[Source records]

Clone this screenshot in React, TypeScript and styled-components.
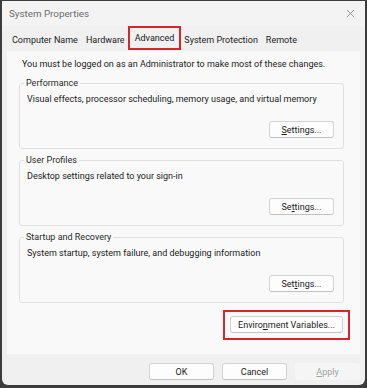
import styled, { createGlobalStyle } from "styled-components";

const GlobalStyle = createGlobalStyle`
  html, body {
    margin: 0;
    padding: 0;
    background: #3c3c3c;
  }
  body {
    font-family: Roboto, "Liberation Sans", sans-serif;
    font-size: 9px;
    color: #1a1a1a;
  }
`;

const groups = [
  {
    title: "Performance",
    text: "Visual effects, processor scheduling, memory usage, and virtual memory",
    key: 0,
  },
  { title: "User Profiles", text: "Desktop settings related to your sign-in", key: 2 },
  {
    title: "Startup and Recovery",
    text: "System startup, system failure, and debugging information",
    key: 3,
  },
];

const tabs = ["Computer Name", "Hardware", "Advanced", "System Protection", "Remote"];

const withKey = (label: string, index: number) => (
  <>
    {label.slice(0, index)}
    <u>{label[index]}</u>
    {label.slice(index + 1)}
  </>
);

const App = () => {
  return (
    <>
      <GlobalStyle />
      <Window>
        <TitleBar>
          <Title>System Properties</Title>
          <CloseIcon viewBox="0 0 10 10">
            <path d="M1 1 L9 9 M9 1 L1 9" />
          </CloseIcon>
        </TitleBar>
        <TabStrip>
          {tabs.map((tab) => (
            <Tab key={tab} active={tab === "Advanced"}>
              {tab}
            </Tab>
          ))}
        </TabStrip>
        <Panel>
          <Notice>You must be logged on as an Administrator to make most of these changes.</Notice>
          {groups.map((group) => (
            <Group key={group.title}>
              <Legend>{group.title}</Legend>
              <Description>{group.text}</Description>
              <ButtonRow>
                <Button>{withKey("Settings...", group.key)}</Button>
              </ButtonRow>
            </Group>
          ))}
          <EnvRow>
            <Highlight>
              <Button wide>{withKey("Environment Variables...", 6)}</Button>
            </Highlight>
          </EnvRow>
        </Panel>
        <Footer>
          <Button>OK</Button>
          <Button>Cancel</Button>
          <Button disabled>{withKey("Apply", 0)}</Button>
        </Footer>
      </Window>
    </>
  );
};

const Window = styled.div`
  display: flex;
  flex-direction: column;
  margin: 1px 2px 0 2px;
  height: 384px;
  background: #f0f0f0;
  border-radius: 0 0 6px 6px;
  box-sizing: border-box;
  overflow: hidden;
`;

const TitleBar = styled.div`
  display: flex;
  align-items: center;
  justify-content: space-between;
  height: 25px;
  padding: 0 10px 0 7px;
  background: #f3f3f3;
`;

const Title = styled.span`
  font-size: 9.8px;
  color: #6e6e6e;
`;

const CloseIcon = styled.svg`
  width: 9px;
  height: 9px;
  fill: none;
  stroke: #8a8a8a;
  stroke-width: 1;
`;

const TabStrip = styled.div`
  display: flex;
  align-items: flex-end;
  height: 25px;
  padding-left: 7px;
  gap: 2px;
`;

const Tab = styled.div<{ active?: boolean }>`
  box-sizing: border-box;
  height: ${(p) => (p.active ? "24px" : "19px")};
  line-height: ${(p) => (p.active ? "20px" : "17px")};
  margin: ${(p) => (p.active ? "0 -2px 1px" : "0")};
  border: ${(p) => (p.active ? "2px solid #d4262b" : "none")};
  padding: ${(p) => (p.active ? "0 5px" : "0 3px")};
  white-space: nowrap;
`;

const Panel = styled.div`
  display: flex;
  flex-direction: column;
  margin: 0 5px;
  height: 303px;
  padding: 6px 16px 0 12px;
  box-sizing: border-box;
  background: #f9f9f9;
`;

const Notice = styled.div`
  line-height: 15px;
  padding-left: 3px;
  margin-bottom: 4px;
  white-space: nowrap;
`;

const Group = styled.fieldset`
  display: flex;
  flex-direction: column;
  margin: 0 0 4px;
  padding: 0 9px 10px 4px;
  border: 1px solid #e0e0e0;
  border-radius: 3px;
  min-width: 0;
`;

const Legend = styled.legend`
  padding: 0 2px;
  line-height: 15px;
  color: #2a2a2a;
`;

const Description = styled.div`
  line-height: 15px;
  padding-left: 3px;
  margin-top: 1px;
  white-space: nowrap;
`;

const ButtonRow = styled.div`
  display: flex;
  justify-content: flex-end;
  margin-top: 14px;
`;

const Button = styled.button<{ wide?: boolean }>`
  box-sizing: border-box;
  width: ${(p) => (p.wide ? "113px" : "65px")};
  height: 17px;
  padding: 0;
  font-family: inherit;
  font-size: 9px;
  color: ${(p) => (p.disabled ? "#a3a3a3" : "#1a1a1a")};
  background: ${(p) => (p.disabled ? "#f5f5f5" : "#fdfdfd")};
  border: 1px solid ${(p) => (p.disabled ? "#f5f5f5" : "#d3d3d3")};
  border-bottom-color: ${(p) => (p.disabled ? "#f5f5f5" : "#c2c2c2")};
  border-radius: 3px;
`;

const EnvRow = styled.div`
  display: flex;
  justify-content: flex-end;
  margin-top: 3px;
  margin-right: -6px;
`;

const Highlight = styled.div`
  display: flex;
  padding: 4px 5px 5px 5px;
  border: 2px solid #d4262b;
`;

const Footer = styled.div`
  display: flex;
  justify-content: flex-end;
  gap: 8px;
  padding: 9px 5px 0 0;
`;

export default App;
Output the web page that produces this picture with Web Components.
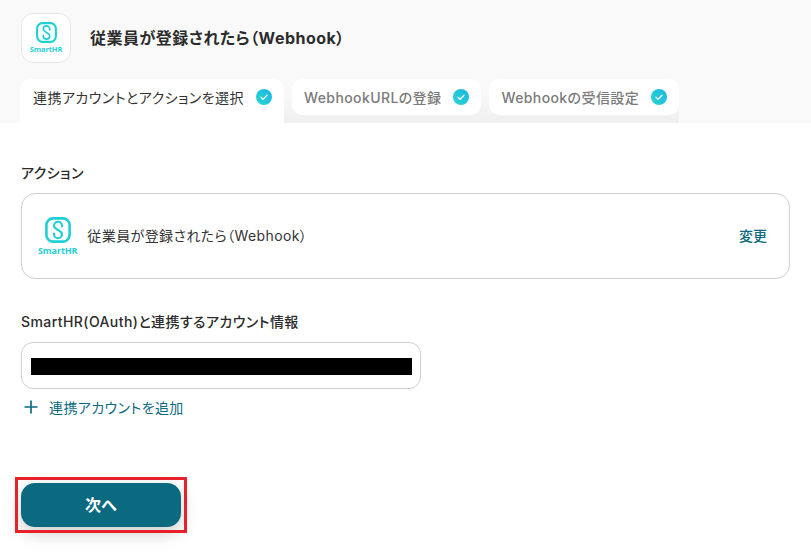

=== Given exercise ===
Pictures are excluded; repeat every record exactly.

=== Exercise output ===
Clone this screenshot in React, TypeScript and styled-components.
import styled, { createGlobalStyle } from "styled-components";

const GlobalStyle = createGlobalStyle`
  html, body {
    margin: 0;
    padding: 0;
    background: #3c3c3c;
  }
  body {
    font-family: Roboto, "Liberation Sans", sans-serif;
    font-size: 9px;
    color: #1a1a1a;
  }
`;

const groups = [
  {
    title: "Performance",
    text: "Visual effects, processor scheduling, memory usage, and virtual memory",
    key: 0,
  },
  { title: "User Profiles", text: "Desktop settings related to your sign-in", key: 2 },
  {
    title: "Startup and Recovery",
    text: "System startup, system failure, and debugging information",
    key: 3,
  },
];

const tabs = ["Computer Name", "Hardware", "Advanced", "System Protection", "Remote"];

const withKey = (label: string, index: number) => (
  <>
    {label.slice(0, index)}
    <u>{label[index]}</u>
    {label.slice(index + 1)}
  </>
);

const App = () => {
  return (
    <>
      <GlobalStyle />
      <Window>
        <TitleBar>
          <Title>System Properties</Title>
          <CloseIcon viewBox="0 0 10 10">
            <path d="M1 1 L9 9 M9 1 L1 9" />
          </CloseIcon>
        </TitleBar>
        <TabStrip>
          {tabs.map((tab) => (
            <Tab key={tab} active={tab === "Advanced"}>
              {tab}
            </Tab>
          ))}
        </TabStrip>
        <Panel>
          <Notice>You must be logged on as an Administrator to make most of these changes.</Notice>
          {groups.map((group) => (
            <Group key={group.title}>
              <Legend>{group.title}</Legend>
              <Description>{group.text}</Description>
              <ButtonRow>
                <Button>{withKey("Settings...", group.key)}</Button>
              </ButtonRow>
            </Group>
          ))}
          <EnvRow>
            <Highlight>
              <Button wide>{withKey("Environment Variables...", 6)}</Button>
            </Highlight>
          </EnvRow>
        </Panel>
        <Footer>
          <Button>OK</Button>
          <Button>Cancel</Button>
          <Button disabled>{withKey("Apply", 0)}</Button>
        </Footer>
      </Window>
    </>
  );
};

const Window = styled.div`
  display: flex;
  flex-direction: column;
  margin: 1px 2px 0 2px;
  height: 384px;
  background: #f0f0f0;
  border-radius: 0 0 6px 6px;
  box-sizing: border-box;
  overflow: hidden;
`;

const TitleBar = styled.div`
  display: flex;
  align-items: center;
  justify-content: space-between;
  height: 25px;
  padding: 0 10px 0 7px;
  background: #f3f3f3;
`;

const Title = styled.span`
  font-size: 9.8px;
  color: #6e6e6e;
`;

const CloseIcon = styled.svg`
  width: 9px;
  height: 9px;
  fill: none;
  stroke: #8a8a8a;
  stroke-width: 1;
`;

const TabStrip = styled.div`
  display: flex;
  align-items: flex-end;
  height: 25px;
  padding-left: 7px;
  gap: 2px;
`;

const Tab = styled.div<{ active?: boolean }>`
  box-sizing: border-box;
  height: ${(p) => (p.active ? "24px" : "19px")};
  line-height: ${(p) => (p.active ? "20px" : "17px")};
  margin: ${(p) => (p.active ? "0 -2px 1px" : "0")};
  border: ${(p) => (p.active ? "2px solid #d4262b" : "none")};
  padding: ${(p) => (p.active ? "0 5px" : "0 3px")};
  white-space: nowrap;
`;

const Panel = styled.div`
  display: flex;
  flex-direction: column;
  margin: 0 5px;
  height: 303px;
  padding: 6px 16px 0 12px;
  box-sizing: border-box;
  background: #f9f9f9;
`;

const Notice = styled.div`
  line-height: 15px;
  padding-left: 3px;
  margin-bottom: 4px;
  white-space: nowrap;
`;

const Group = styled.fieldset`
  display: flex;
  flex-direction: column;
  margin: 0 0 4px;
  padding: 0 9px 10px 4px;
  border: 1px solid #e0e0e0;
  border-radius: 3px;
  min-width: 0;
`;

const Legend = styled.legend`
  padding: 0 2px;
  line-height: 15px;
  color: #2a2a2a;
`;

const Description = styled.div`
  line-height: 15px;
  padding-left: 3px;
  margin-top: 1px;
  white-space: nowrap;
`;

const ButtonRow = styled.div`
  display: flex;
  justify-content: flex-end;
  margin-top: 14px;
`;

const Button = styled.button<{ wide?: boolean }>`
  box-sizing: border-box;
  width: ${(p) => (p.wide ? "113px" : "65px")};
  height: 17px;
  padding: 0;
  font-family: inherit;
  font-size: 9px;
  color: ${(p) => (p.disabled ? "#a3a3a3" : "#1a1a1a")};
  background: ${(p) => (p.disabled ? "#f5f5f5" : "#fdfdfd")};
  border: 1px solid ${(p) => (p.disabled ? "#f5f5f5" : "#d3d3d3")};
  border-bottom-color: ${(p) => (p.disabled ? "#f5f5f5" : "#c2c2c2")};
  border-radius: 3px;
`;

const EnvRow = styled.div`
  display: flex;
  justify-content: flex-end;
  margin-top: 3px;
  margin-right: -6px;
`;

const Highlight = styled.div`
  display: flex;
  padding: 4px 5px 5px 5px;
  border: 2px solid #d4262b;
`;

const Footer = styled.div`
  display: flex;
  justify-content: flex-end;
  gap: 8px;
  padding: 9px 5px 0 0;
`;

export default App;
Output the web page that produces this picture with Web Components.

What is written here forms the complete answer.